Archbold. John Archbold, I said.

Oh, him I actually know! Longtime member of the Choate board. Class of 1918, I read somewhere. Small world!

By the time we were ready to leave Dominica for Martinique, the airport fire engine had been repaired and we were able to fly out of Canefield Airport, a small strip on the coast near the town of Roseau where, happily, jumbo jets could not land. Where we were headed, however, they could land, and with them the disgorged hordes—package tours, the bane and, as some persist in thinking, the salvation of tourism in the Caribbean.

After landing, we drove north from Martinique’s Pointe du Bout and the south coast, where most of the larger, better-known hotels and topless beaches were located. We skipped a visit to the Musée de la Pagerie, birthplace of Napoleon’s Empress Josephine, for lunch at a waterfront café in bustling, cosmopolitan Fort-de-France. Then it was up the scenic coast to Le Carbet, where Gauguin had briefly lived and painted. At the Musée Volcanologique in the town of St-Pierre, we turned inland and uphill, and once again we were in a mountainous rain forest, the Parc Naturel Régional, with deep gorges, waterfalls, and, in the distant mist, the green cone of Mount Pelée, which had erupted as recently as 1902, destroying St-Pierre and killing thirty thousand people. Thus the Musée Volcanologique.

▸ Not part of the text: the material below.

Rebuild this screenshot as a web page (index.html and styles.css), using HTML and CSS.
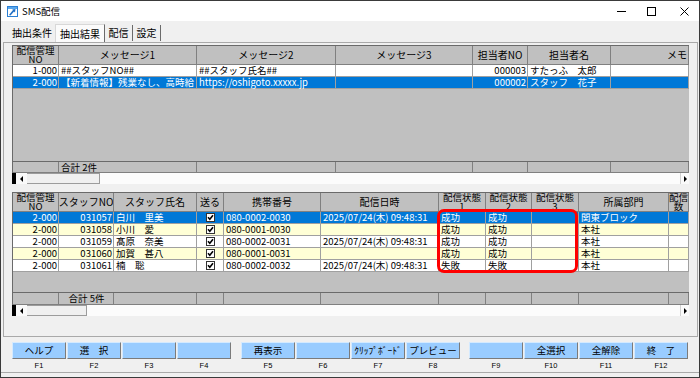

By late afternoon we had reached the northern tip of the island, a rolling coastal plain covered with banana trees that slowly rose to a long wooded ridge. We checked in at the Leyritz Plantation Hotel, which, instead of the restored sugar plantation described in the guidebooks, was a half-renovated ruin with a few new cabanas and a low-roofed kitchen, dining room, bar, and gift shop freshly constructed on top of and inside the shells of the original cut-stone plantation outbuildings.

On registering, we learned that the main building, called the Great House, was not yet ready to admit guests. Though open for business, it was still a resort-in-progress. We were offered a room in the Workers’ Quarters instead, a cluster of new thatch-and-bamboo bungalows built on the foundations of the long-gone slave huts down by the Distillery, which, according to the brochure handed out at the desk, would eventually function as an educational exhibit to demonstrate the entire process of turning sugarcane into rum.

Not sure we could sleep peacefully on top of the graves of the slave huts, we turned down the Workers’ Quarters and sprang instead for one of the more expensive suites carved out of the original main kitchen, called, naturally, the Kitchen, a low, narrow stone building tied to the half-restored Great House on the hill by an open passageway and terrace. With a separate structure for each
domestic function—cooking, sleeping, dining, entertaining, maintenance, and so on—all of them linked to the main building with passageways and terraces and porches, the layout reminded us of the nineteenth-century great camps of the Adirondacks. Except for that sticky business about the African slaves.

The hotel grounds were spacious and inviting: crisscrossed by meandering walkways that passed through elaborate, overgrown, untended flower gardens along old crumbling walls and moss-covered brick terraces and fallen columns and dry fountains with soaring royal palms lining the long, curved drive. We dined in the Sugar Mill below, and afterward, before retiring to our suite in the Kitchen, we walked slowly back up the hill. On our way we passed through an unlocked side entrance of the Great House and wandered along the ground-level halls and crossed the parlors of the empty, unfurnished Georgian building and out to the columned veranda in front and stood there and took in the silver-green fields and the blackened sea beyond. As darkness came on, a full moon rose out of the sea.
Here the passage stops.